When: July 23–December 26, 2021
Where: Secret D.C. location, to be announced soon
Buy Tickets: Prices start at $36 ($20 for children 12 or younger, $25 for military, seniors 65 and older, and students 13 to 26), with VIP and flexible tickets available in addition to the standard timed ticket options, feverup.com.

Philadelphia
When: August 12–November 21, 2021
Where: Secret Philadelphia location, to be announced soon
Buy Tickets: Prices start at $35 ($20 for children 12 or younger, $25 for military, seniors 65 and older, and students 13 to 26), with VIP and flexible tickets available in addition to the standard timed ticket options, feverup.com.

Houston
When: August 30, 2021–January 2, 2022
Where: Secret Houston location, to be announced soon
Buy Tickets: Prices start at $35 ($20 for children 12 or younger, $25 for military, seniors 65 and older, and students 13 to 26), with VIP and flexible tickets available in addition to the standard timed ticket options, feverup.com.

Seattle
When: September 10, 2021–January 2, 2022
Where: Secret Seattle location, to be announced soon
Buy Tickets: Prices start at $36 ($20 for children 12 or younger, $25 for military, seniors 65 and older, and students 13 to 26), with VIP and flexible tickets available in addition to the standard timed ticket options, feverup.com.

Boston
When: September 24, 2021–January 23, 2022
Where: Secret Boston location, to be announced soon
Buy Tickets: Prices start at $36 ($20 for children 12 or younger, $25 for military, seniors 65 and older, and students 13 to 26), with VIP and flexible tickets available in addition to the standard timed ticket options, feverup.com.

3. Van Gogh Alive
Created by the Melbourne, Australia–based Grande Experiences, the traveling Van Gogh Alive show has been exhibited everywhere from New Zealand to Mexico.
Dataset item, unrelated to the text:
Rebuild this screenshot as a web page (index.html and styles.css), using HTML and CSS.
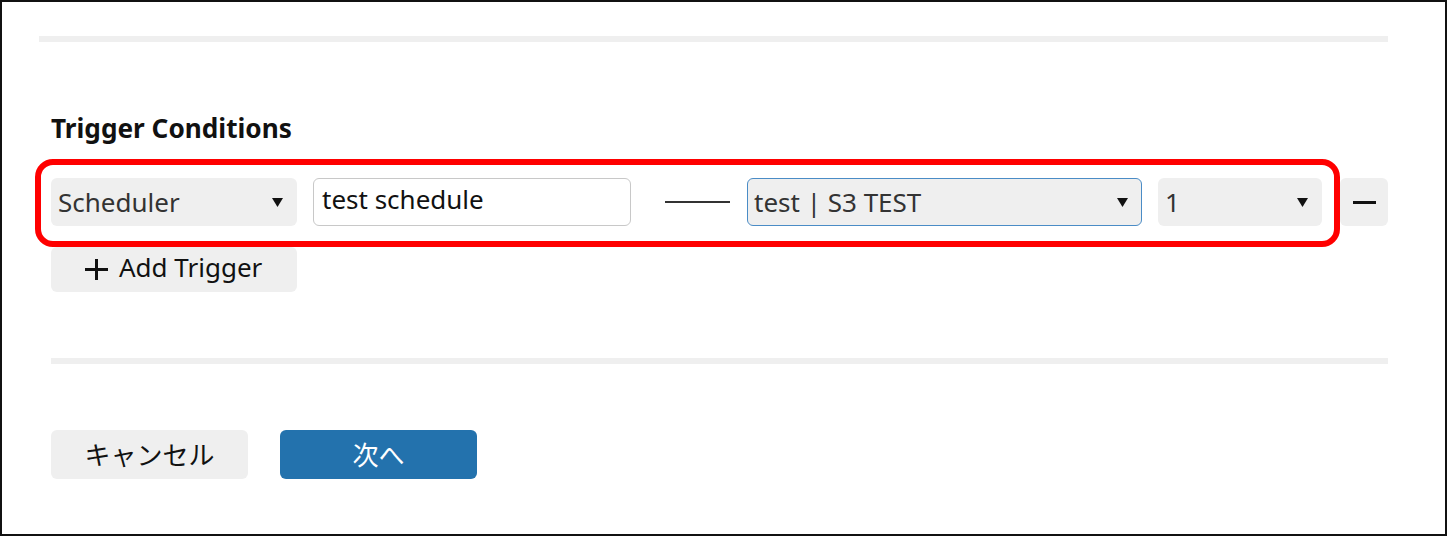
FILE: index.html
```html
<!DOCTYPE html>
<html lang="ja">
<head>
<meta charset="utf-8">
<title>Trigger Conditions</title>
<link rel="stylesheet" href="styles.css">
</head>
<body>
<div class="frame">
  <div class="top-rule"></div>
  <div class="content">
    <h2 class="heading">Trigger Conditions</h2>
    <div class="row">
      <div class="select select-type">
        <span class="select-text">Scheduler</span>
        <svg class="caret" width="11" height="9" viewBox="0 0 11 9"><path d="M0 0H11L5.5 9Z" fill="#111"/></svg>
      </div>
      <div class="input">test schedule</div>
      <div class="dash"></div>
      <div class="select select-target focused">
        <span class="select-text">test | S3 TEST</span>
        <svg class="caret" width="11" height="9" viewBox="0 0 11 9"><path d="M0 0H11L5.5 9Z" fill="#111"/></svg>
      </div>
      <div class="select select-count">
        <span class="select-text">1</span>
        <svg class="caret" width="11" height="9" viewBox="0 0 11 9"><path d="M0 0H11L5.5 9Z" fill="#111"/></svg>
      </div>
      <div class="btn-icon"><span class="minus"></span></div>
    </div>
    <div class="btn add-btn">
      <svg class="plus" width="23" height="21" viewBox="0 0 23 21"><path d="M0 10.5H23M11.5 0V21" stroke="#111" stroke-width="3"/></svg>
      <span>Add Trigger</span>
    </div>
    <div class="bottom-rule"></div>
    <div class="actions">
      <div class="btn cancel-btn">キャンセル</div>
      <div class="btn next-btn">次へ</div>
    </div>
  </div>
  <div class="highlight"></div>
</div>
</body>
</html>
```

FILE: styles.css
```css
html, body {
  margin: 0;
  padding: 0;
  background: #fff;
}
body {
  font-family: "Noto Sans", "Noto Sans CJK JP", sans-serif;
  color: #111;
}
.frame {
  position: relative;
  width: 1447px;
  height: 536px;
  box-sizing: border-box;
  border: 2px solid #111;
  overflow: hidden;
}
.top-rule {
  margin: 34px 0 0 37px;
  width: 1349px;
  height: 6px;
  background: #efefef;
}
.content {
  padding-left: 49px;
  width: 1337px;
}
.heading {
  margin: 70px 0 0;
  font-size: 26.2px;
  line-height: 32px;
  font-weight: 700;
  color: #111;
}
.row {
  display: flex;
  align-items: center;
  margin-top: 34px;
  height: 48px;
}
.select {
  box-sizing: border-box;
  height: 48px;
  background: #efefef;
  border-radius: 6px;
  display: flex;
  align-items: center;
  justify-content: space-between;
  padding: 0 14px 0 7px;
  font-size: 26px;
  color: #333;
}
.select-text {
  line-height: 48px;
  white-space: pre;
}
.caret {
  display: block;
  flex: none;
}
.select-type { width: 246px; }
.input {
  box-sizing: border-box;
  width: 318px;
  height: 48px;
  margin-left: 16px;
  border: 1px solid #c8c8c8;
  border-radius: 6px;
  background: #fff;
  padding: 0 8px;
  font-size: 26px;
  line-height: 40px;
  color: #111;
}
.dash {
  width: 65px;
  height: 2px;
  margin-left: 34px;
  background: #333;
}
.select-target {
  width: 395px;
  margin-left: 17px;
  padding-left: 7px;
}
.focused {
  border: 1px solid #4a8cc6;
  padding-left: 6px;
  padding-right: 13px;
}
.select-count {
  width: 164px;
  margin-left: 16px;
}
.btn-icon {
  width: 48px;
  height: 48px;
  margin-left: 18px;
  background: #efefef;
  border-radius: 6px;
  display: flex;
  align-items: center;
  justify-content: center;
}
.minus {
  display: block;
  width: 23px;
  height: 3px;
  background: #111;
}
.btn {
  box-sizing: border-box;
  border-radius: 6px;
  background: #efefef;
  font-size: 26px;
  display: flex;
  align-items: center;
  justify-content: center;
}
.add-btn {
  width: 246px;
  height: 45px;
  margin-top: 21px;
  justify-content: flex-start;
  padding-left: 34px;
  padding-bottom: 5px;
  gap: 11px;
  color: #111;
}
.plus { display: block; flex: none; margin-top: 4px; }
.bottom-rule {
  margin-top: 66px;
  width: 1337px;
  height: 6px;
  background: #efefef;
}
.actions {
  display: flex;
  gap: 32px;
  margin-top: 66px;
}
.cancel-btn {
  width: 197px;
  height: 49px;
  color: #111;
  padding-bottom: 2px;
}
.next-btn {
  width: 197px;
  height: 49px;
  background: #2372ad;
  color: #fff;
  padding-bottom: 2px;
}
.highlight {
  position: absolute;
  left: 33px;
  top: 157px;
  width: 1305px;
  height: 88px;
  box-sizing: border-box;
  border: 6px solid #ff0000;
  border-radius: 18px;
  pointer-events: none;
}
```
This 40-minute show features 3,000 moving van Gogh images—including Sunflowers (1888) and Starry Night (1889)—set to a classical music score.

After its stint at the Dalí Museum in St. Petersburg, Florida—which was just extended through June 13—it will head to the Midwest, where it will be the inaugural show at the Lume Indianapolis, the first permanent digital art exhibit space in the United States. Later this fall, it will open at George W. Vanderbilt’s historic Biltmore house in Asheville and run through the Christmas season and into 2022.

St. Petersburg, Florida
When: November 21, 2020–June 13, 2021
Where: The Dalí Museum
Buy Tickets: Prices start at $25 ($10 for children 6-12), thedali.org.

Indianapolis
When: June 2021–TBD
Where: The Lume Indianapolis at the Indianapolis Museum of Art at Newfields
Buy Tickets: Ticket sale dates have yet to be announced. For more information, visit discovernewfields.org/lume.

Denver
When: July 9–September 26, 2021
Where: The Hangar at Stanley Marketplace
Buy Tickets: Prices start at $35 ($25 for children 5-18), denvercenter.org.

Asheville, North Carolina
When: November 5, 2021–March 5, 2022
Where: The Biltmore
Buy Tickets: Tickets with required reservations will be available later this year and will be included with regular daytime admission to the Biltmore House via biltmore.com.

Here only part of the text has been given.